A bond sale would probably go down well: Pemex debt was downgraded to junk this year, making it an attractive high yield in a negative interest rate world. Current yields on its benchmark bonds maturing in 2027 hovered around 5.4%, a sharp decline from roughly 8% at the start of November.

But analysts agree Pemex needs more than quick fixes.

“The ability to continually implement ad hoc, one-time support measures is going to diminish over time,” said Patti McConachie, a senior analyst at asset manager Columbia Threadneedle.

She saw just a “limited window” before the government would have to implement “sustainable change” for Pemex.

However, López Obrador has vowed not to implement tax changes in the first three years of his government as he seeks to keep his party’s legislative majority in midterm elections next June.

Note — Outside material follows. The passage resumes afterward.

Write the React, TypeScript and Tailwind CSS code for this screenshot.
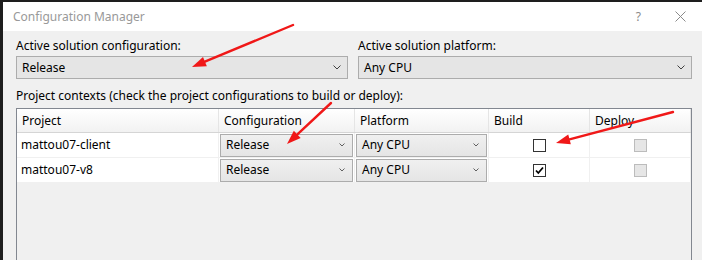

Rating agency Moody’s Investors Service estimates Pemex has $10 billion in negative cash flow and will somehow need to come up with nearly $15 billion next year.

But Aaron Gifford said that could be lower — a “manageable” $10 billion to $11 billion — if the company rolled over debt and kept production and investment flat. Data from CNH, the regulator, show Pemex’s production slumped 6% from January to October.

“They’re going to need support very soon in 2021,” he cautioned.